El papel tal y como hoy lo conocemos lleva siendo desde hace más de
dos mil años el soporte de nuestra cultura, historia y el testigo
del avance de nuestra civilización,
permitiéndonos preservar y compartir todo tipo de información,
desde ensayos científicos a ficción. El formato libro, es decir
varias páginas encuadernadas y protegidas con cubiertas de mayor
grosor llegaría hace no tanto a nuestras manos para convertirse
entre otras cosas, en el formato por excelencia para la literatura.
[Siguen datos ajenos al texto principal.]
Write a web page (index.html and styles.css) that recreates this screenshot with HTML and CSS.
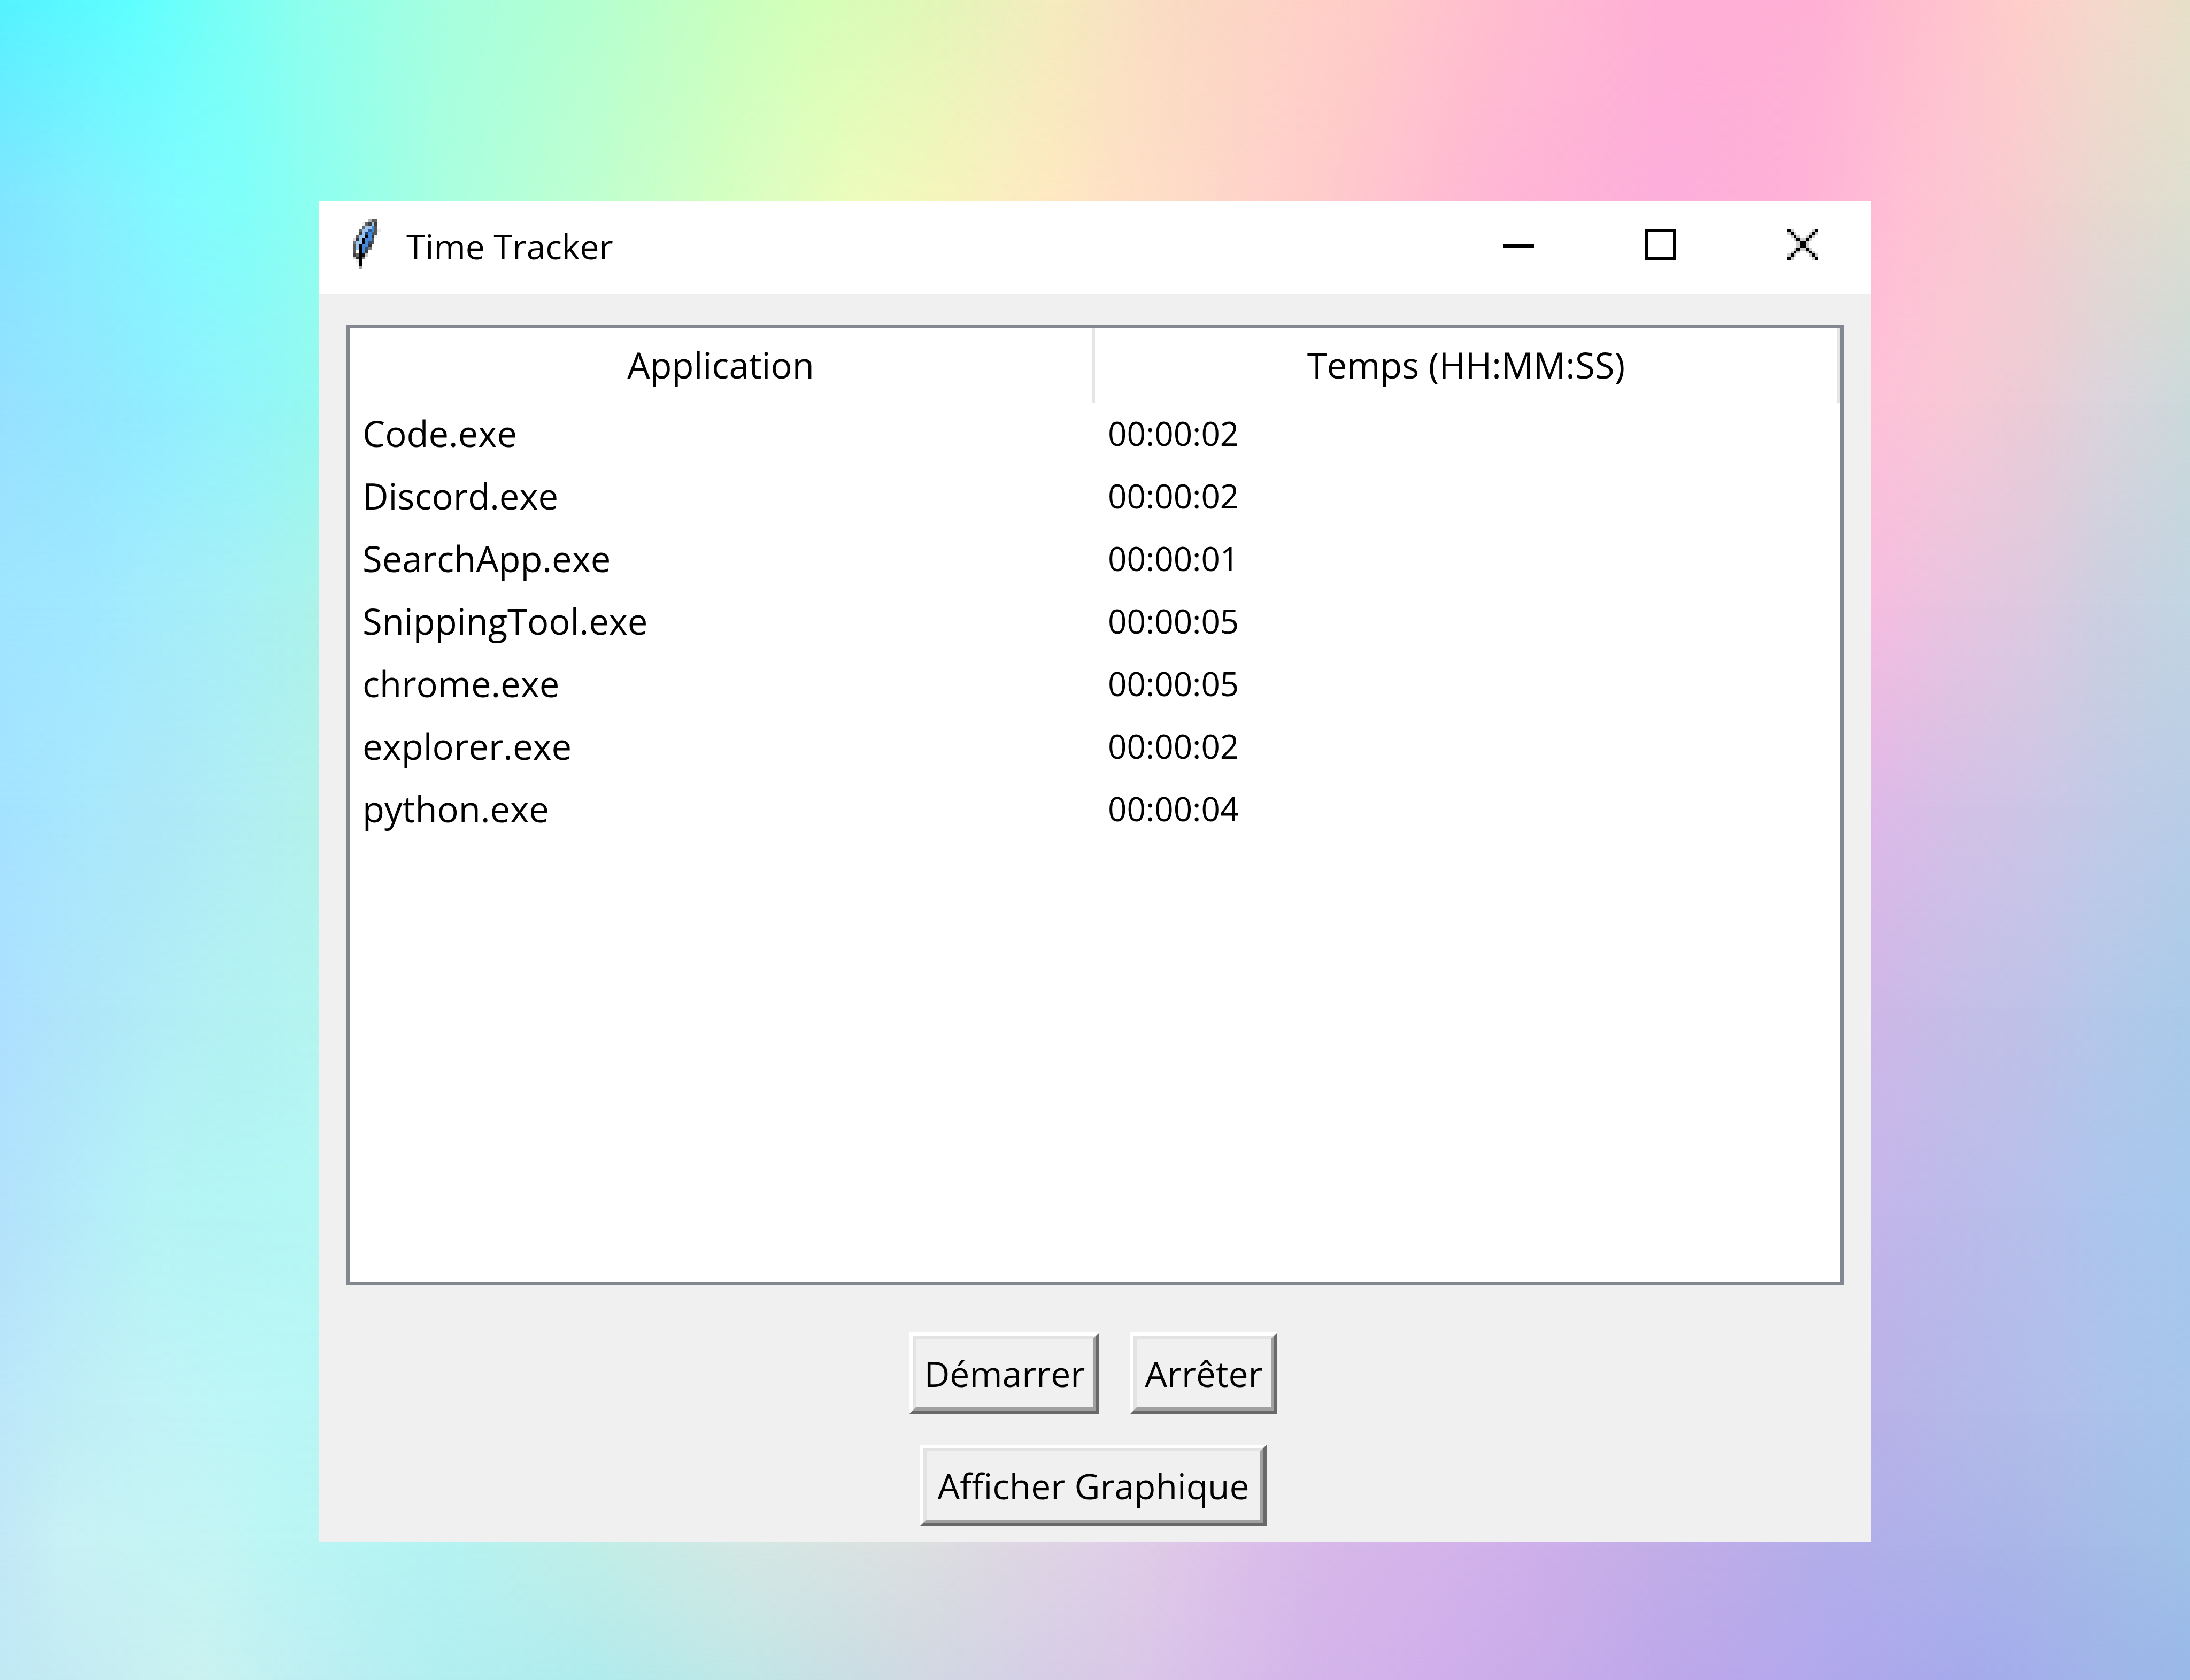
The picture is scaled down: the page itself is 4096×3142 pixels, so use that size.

Pero en estos últimos años hemos visto como los archivos digitales,
que pueden ser transportados masivamente en dispositivos de toda
índole sin pesar ni ocupar lugar, están desplazando al libro
tradicional. Y aunque muchos auguran que es el fin del hasta ahora
rey de los soportes de palabras escritas, quiero romper una lanza a
favor del viejo papel y destacar las ventajas del libro físico
frente al electrónico. Allá voy.
Que
sí, que ya lo sabemos, que el olor, el tacto, el peso, la facilidad
de lectura al no cansar la vista… Los defensores de los libros
tenemos muchos argumentos, algunos realmente poéticos, para defender
aquello que nos gusta, pero si nos ponemos pragmáticos,
encontraremos muchas más razones para no cambiar nuestros libros por
archivos en una carpeta del móvil o tablet.
Una
de ellas es la solidez del formato. Un libro físico es algo que
suele costar más dinero que uno digital (salvo horripilantes
excepciones) y por ello resulta más difícil de ignorar que ese que
nos pasaron por mail y tenemos en la cola de lectura. Un libro
tradicional que está pendiente de leer es un pequeño reto mientras
que el libro intangible acaba convirtiéndose en una obligación que
causa algo de tedio.
Por
otro lado tenemos el acto simbólico de dejar un libro. Es muy
sencillo enviar un archivo por wassap y olvidarse de él. No tenemos
que esperar a que nos lo devuelvan ni sentiremos la misma curiosidad
por saber si lo han leído pues al fin y al cabo sabemos que solo se
trata de un archivo más de los que recibimos regularmente. En
cambio, prestar un libro de papel es un acto de confianza. Dejarle a
alguien un libro implica quedar en persona, mirarse a los ojos,
conversar, tomarse algo (¿Por qué no?) y esperar a que el ritual se
repita para la devolución.
Y por último el libro en papel permanece. Sobrevive a subidas de
tensión que destrozan discos duros, a formateos accidentales, a
pérdidas de conexión y a necesidades de liberar espacio. Los libros
discretamente ocupan un espacio que generalmente es respetado pues
hasta el más insensible se resiste a la idea de sustituirlos por
otros objetos, arrinconarlos en cajas o prenderles fuego. E incluso
así, terminando abandonados en un desván, languideciendo por la
falta de luz y atención, siempre puede suceder ese milagro de ser
encontrados años después por generaciones futuras, curiosas y
ávidas de cultura y saber que decidan darles una segunda
oportunidad, abrir sus páginas y dar voz de nuevo a autores y
autoras que quizás ya no estén allí en cuerpo, pero sí en forma
de historias fabulosas que merecen renacer.